Completion of the street impact fee program is one of several key action items listed in the Austin Strategic Mobility Plan as near-term goals and part of the document’s overall objective to partner with private development to achieve transportation outcomes. While developers sometimes contribute to transportation infrastructure without such a program, the document describes impact fees as a more equitable and predictable way to pay for capital improvements like vehicle lanes, bridges, sidewalks or bike lanes.

Spillar said that while state law requires those improvements be related to roadway capacity, that could potentially include components of the city’s multimodal transportation vision as Project Connect evolves and the city’s transportation criteria manual is updated to reflect goals outlined in the ASMP.

“For some of those roads we will designate that the pavement, for instance, needs to be concrete so that it can better handle the heavier vehicles that are represented by transit. Because that is the specified design in the transportation criteria manual, then these fees could help to pay for the cost of that roadway, just like, for instance, sidewalks are part of the roadway definition,” Spillar explained.

Council Member Alison Alter took the opportunity Tuesday to revive a question she had previously posed to transportation staff in June regarding how various assumptions about the new Land Development Code may impact the growth predictions that will ultimately form the basis of the impact fee.

As she stated at the Mobility Committee’s June meeting, Liane Miller, a senior business process consultant with the Transportation Department, said the Land Development Code is important for many reasons but did not form a basis for the department’s growth assumptions. The primary tools used for the predictions, she said, were data about population and demographics as well as the capacity of specific land parcels based on what is predicted in the Imagine Austin Comprehensive Plan and general growth trends.
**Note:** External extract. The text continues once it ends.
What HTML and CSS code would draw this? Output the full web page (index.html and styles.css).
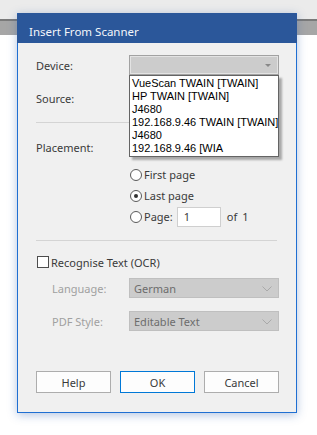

“We didn’t look at the CodeNEXT or the Land Development Code zoning specifically in developing these land use assumptions, so while the code has some impacts, I would say our land use assumptions are independent of those,” she said.

Cole Kitten, division manager with Transportation, said growth trends forecast need and capacity for an additional 125,000 housing units over the next decade. “Clearly the Land Development Code assumptions can either constrain or support whether or not we can deliver 125,000 units,” he said. “However, in regard to the impact fee land use assumptions, 125,000 units over 10 years is a reasonable amount of growth.”

Kitten further explained that the impact fee per unit would fluctuate with the adopted growth predictions. “If you think that 125,000 is too much and that we need to make it fewer, then the fee would be increased over the number of units,” he said.

If the assumptions are eventually understood to be out of sync with growth patterns, state law allows for routine growth projection updates and requires they be done at least every five years.

Alter also requested a memo outlining the progress and impact on the city’s finances and infrastructure since impact fees were adopted by Austin Water. Prior to making a decision about the street impact fees, she said, “It would be really helpful to understand how much having those impact fees for water and wastewater has done to shore up the finances of Austin Water and increased its bond rating and allowed it to defease debt and other kinds of things.”

Council is scheduled to hold a public hearing and consider a resolution to adopt the program’s working land use assumptions on Thursday. With no objections to Kitchen’s request, however, the process will be divided into two parts, beginning with Thursday’s public hearing and ending with a vote at the following meeting on Aug. 22.

“I just think it’s a very complex issue and one I’m very excited about, I might add, but I wanted to make sure that the entire Council as well as the Mobility Committee has time to ask all of the questions,” Kitchen said.